#### Goal:
Where the word "components" occurs in a line, return that line.

┌──

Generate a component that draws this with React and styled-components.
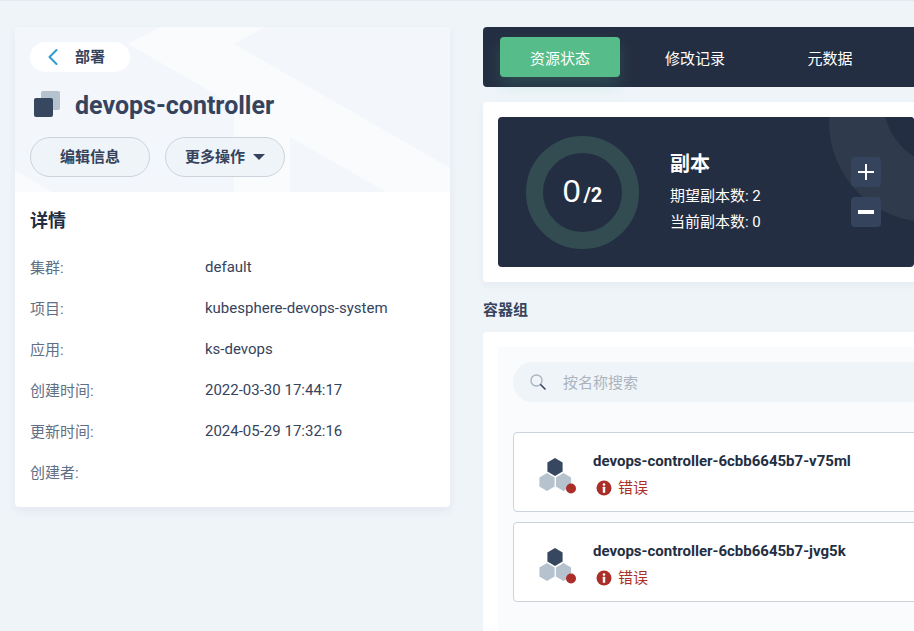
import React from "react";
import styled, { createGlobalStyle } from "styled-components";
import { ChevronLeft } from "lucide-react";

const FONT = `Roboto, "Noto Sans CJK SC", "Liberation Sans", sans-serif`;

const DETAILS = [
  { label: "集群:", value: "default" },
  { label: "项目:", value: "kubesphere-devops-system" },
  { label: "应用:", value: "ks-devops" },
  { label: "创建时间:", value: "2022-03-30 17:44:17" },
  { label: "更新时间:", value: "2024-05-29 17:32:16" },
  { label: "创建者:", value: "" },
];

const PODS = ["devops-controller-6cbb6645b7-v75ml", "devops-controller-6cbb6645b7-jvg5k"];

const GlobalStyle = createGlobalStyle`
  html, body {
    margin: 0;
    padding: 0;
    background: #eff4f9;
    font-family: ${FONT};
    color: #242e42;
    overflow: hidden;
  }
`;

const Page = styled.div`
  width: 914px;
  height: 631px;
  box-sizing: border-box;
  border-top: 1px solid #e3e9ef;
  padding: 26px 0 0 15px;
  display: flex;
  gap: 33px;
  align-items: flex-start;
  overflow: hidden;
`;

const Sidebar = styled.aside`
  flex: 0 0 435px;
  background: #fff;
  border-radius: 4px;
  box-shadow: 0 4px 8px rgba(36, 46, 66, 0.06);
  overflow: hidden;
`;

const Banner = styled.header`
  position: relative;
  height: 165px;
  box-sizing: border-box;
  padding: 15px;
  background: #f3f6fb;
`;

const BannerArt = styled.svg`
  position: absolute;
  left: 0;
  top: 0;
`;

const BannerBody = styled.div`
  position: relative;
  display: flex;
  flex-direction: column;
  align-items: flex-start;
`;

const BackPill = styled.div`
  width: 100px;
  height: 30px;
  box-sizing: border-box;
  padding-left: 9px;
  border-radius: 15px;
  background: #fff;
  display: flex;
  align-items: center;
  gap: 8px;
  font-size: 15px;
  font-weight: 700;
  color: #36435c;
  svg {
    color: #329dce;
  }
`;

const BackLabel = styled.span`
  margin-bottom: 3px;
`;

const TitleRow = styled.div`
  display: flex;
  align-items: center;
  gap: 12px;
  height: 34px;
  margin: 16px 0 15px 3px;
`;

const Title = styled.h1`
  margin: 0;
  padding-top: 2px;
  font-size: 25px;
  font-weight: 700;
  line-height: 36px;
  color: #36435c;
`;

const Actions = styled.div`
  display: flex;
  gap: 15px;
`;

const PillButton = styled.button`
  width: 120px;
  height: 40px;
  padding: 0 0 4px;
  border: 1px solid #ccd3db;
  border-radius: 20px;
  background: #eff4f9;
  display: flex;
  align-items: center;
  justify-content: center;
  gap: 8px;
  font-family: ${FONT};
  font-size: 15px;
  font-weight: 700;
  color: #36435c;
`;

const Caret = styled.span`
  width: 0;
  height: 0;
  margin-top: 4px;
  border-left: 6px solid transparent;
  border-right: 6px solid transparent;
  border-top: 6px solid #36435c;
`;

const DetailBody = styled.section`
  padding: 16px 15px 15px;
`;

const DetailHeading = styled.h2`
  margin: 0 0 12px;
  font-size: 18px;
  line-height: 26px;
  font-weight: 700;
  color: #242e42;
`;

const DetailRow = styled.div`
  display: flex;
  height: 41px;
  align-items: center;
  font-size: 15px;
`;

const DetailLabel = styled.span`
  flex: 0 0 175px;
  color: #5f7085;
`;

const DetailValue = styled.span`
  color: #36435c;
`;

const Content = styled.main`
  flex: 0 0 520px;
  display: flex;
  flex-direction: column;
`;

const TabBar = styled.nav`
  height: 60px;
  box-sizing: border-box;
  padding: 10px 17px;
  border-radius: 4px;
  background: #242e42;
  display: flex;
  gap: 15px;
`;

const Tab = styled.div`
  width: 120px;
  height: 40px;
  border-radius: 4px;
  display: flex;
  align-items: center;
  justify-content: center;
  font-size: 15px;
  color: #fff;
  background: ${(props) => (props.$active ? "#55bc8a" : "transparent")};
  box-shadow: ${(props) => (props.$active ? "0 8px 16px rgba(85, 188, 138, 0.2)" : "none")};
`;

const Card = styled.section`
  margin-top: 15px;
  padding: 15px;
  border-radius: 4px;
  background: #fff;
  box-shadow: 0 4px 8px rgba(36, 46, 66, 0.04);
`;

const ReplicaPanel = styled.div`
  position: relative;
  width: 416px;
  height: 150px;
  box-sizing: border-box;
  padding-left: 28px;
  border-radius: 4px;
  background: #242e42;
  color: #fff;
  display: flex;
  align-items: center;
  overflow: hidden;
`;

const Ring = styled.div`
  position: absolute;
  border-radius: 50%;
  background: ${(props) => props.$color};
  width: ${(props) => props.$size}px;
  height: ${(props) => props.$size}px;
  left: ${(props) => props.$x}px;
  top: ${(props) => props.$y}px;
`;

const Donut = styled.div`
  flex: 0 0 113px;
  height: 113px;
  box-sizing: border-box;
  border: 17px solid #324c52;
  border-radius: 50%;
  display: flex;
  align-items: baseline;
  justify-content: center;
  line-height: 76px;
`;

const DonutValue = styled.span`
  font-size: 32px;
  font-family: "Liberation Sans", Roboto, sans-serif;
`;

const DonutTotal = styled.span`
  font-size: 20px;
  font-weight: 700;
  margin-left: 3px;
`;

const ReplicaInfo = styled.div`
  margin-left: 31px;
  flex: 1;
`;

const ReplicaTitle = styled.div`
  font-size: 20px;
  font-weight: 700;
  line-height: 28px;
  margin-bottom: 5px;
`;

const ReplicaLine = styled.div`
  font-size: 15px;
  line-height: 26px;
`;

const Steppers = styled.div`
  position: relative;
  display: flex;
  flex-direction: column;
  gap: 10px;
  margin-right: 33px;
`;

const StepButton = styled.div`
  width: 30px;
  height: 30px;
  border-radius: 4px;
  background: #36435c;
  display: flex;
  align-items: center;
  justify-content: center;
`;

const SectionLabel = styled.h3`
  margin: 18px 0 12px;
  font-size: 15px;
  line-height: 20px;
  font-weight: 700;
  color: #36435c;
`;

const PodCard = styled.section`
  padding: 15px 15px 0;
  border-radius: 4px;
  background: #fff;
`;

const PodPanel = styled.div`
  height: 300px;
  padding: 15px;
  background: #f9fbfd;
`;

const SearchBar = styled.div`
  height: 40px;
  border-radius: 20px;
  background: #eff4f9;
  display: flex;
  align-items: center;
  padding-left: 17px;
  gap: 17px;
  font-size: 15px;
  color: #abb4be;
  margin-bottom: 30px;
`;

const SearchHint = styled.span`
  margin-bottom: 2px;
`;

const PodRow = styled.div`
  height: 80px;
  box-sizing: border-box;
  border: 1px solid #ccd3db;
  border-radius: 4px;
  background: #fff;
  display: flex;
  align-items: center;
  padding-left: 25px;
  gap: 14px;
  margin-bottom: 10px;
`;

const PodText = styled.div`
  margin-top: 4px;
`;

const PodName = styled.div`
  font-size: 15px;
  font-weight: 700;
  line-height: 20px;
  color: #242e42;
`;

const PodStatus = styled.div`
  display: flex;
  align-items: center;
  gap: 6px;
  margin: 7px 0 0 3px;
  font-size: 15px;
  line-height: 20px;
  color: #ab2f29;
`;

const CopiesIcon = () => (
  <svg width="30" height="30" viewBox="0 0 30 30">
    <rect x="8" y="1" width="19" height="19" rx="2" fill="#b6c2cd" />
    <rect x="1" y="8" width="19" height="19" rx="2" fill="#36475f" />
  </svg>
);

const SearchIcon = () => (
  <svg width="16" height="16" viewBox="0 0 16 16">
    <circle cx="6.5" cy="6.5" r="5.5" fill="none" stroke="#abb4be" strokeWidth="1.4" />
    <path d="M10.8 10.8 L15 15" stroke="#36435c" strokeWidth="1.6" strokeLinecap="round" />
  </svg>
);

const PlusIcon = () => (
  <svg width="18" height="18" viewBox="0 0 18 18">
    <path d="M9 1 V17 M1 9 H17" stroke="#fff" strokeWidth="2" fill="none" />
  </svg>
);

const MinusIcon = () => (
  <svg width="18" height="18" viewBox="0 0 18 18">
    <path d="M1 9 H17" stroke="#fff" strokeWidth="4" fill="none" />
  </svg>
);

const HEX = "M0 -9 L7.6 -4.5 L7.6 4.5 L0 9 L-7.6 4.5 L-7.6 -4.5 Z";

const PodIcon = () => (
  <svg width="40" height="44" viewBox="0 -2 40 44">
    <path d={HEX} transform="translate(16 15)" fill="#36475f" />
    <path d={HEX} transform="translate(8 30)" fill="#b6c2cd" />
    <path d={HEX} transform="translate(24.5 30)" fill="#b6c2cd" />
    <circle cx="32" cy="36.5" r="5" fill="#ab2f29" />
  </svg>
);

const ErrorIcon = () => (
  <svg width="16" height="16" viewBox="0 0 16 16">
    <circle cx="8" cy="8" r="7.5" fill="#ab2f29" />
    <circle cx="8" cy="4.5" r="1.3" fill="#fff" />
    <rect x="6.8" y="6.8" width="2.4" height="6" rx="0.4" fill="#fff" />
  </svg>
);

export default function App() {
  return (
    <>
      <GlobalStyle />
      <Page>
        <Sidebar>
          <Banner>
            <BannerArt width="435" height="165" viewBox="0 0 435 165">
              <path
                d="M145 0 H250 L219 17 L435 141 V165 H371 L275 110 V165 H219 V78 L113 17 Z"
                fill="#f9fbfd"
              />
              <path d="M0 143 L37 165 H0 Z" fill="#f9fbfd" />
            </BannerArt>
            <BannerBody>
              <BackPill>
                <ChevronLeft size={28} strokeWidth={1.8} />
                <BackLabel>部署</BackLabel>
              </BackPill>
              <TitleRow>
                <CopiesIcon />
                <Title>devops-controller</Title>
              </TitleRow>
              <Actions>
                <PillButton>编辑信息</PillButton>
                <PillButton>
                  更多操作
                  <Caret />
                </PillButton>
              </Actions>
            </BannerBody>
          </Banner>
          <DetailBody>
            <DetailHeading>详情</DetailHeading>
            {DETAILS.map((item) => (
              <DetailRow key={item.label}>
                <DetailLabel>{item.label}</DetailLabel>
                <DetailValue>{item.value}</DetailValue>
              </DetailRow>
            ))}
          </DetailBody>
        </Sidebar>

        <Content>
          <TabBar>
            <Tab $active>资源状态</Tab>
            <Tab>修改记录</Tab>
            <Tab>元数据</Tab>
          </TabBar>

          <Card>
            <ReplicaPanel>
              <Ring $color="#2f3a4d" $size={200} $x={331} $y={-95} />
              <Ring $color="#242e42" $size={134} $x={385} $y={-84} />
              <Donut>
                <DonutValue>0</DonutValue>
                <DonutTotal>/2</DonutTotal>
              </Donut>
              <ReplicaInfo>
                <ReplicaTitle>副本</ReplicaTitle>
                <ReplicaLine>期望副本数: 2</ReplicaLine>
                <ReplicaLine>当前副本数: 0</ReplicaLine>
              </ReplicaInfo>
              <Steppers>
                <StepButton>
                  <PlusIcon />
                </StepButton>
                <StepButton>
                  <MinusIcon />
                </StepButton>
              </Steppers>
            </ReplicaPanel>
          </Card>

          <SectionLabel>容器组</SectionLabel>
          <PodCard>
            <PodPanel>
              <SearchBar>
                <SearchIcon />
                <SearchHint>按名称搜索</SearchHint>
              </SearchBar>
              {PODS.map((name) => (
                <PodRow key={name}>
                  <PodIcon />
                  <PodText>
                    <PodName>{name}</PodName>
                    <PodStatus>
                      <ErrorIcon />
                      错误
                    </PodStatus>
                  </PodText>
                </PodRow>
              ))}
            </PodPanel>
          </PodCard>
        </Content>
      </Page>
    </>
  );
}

└──

#### Solution:
Generate a component that draws this with React and styled-components.
import styled, { createGlobalStyle } from "styled-components";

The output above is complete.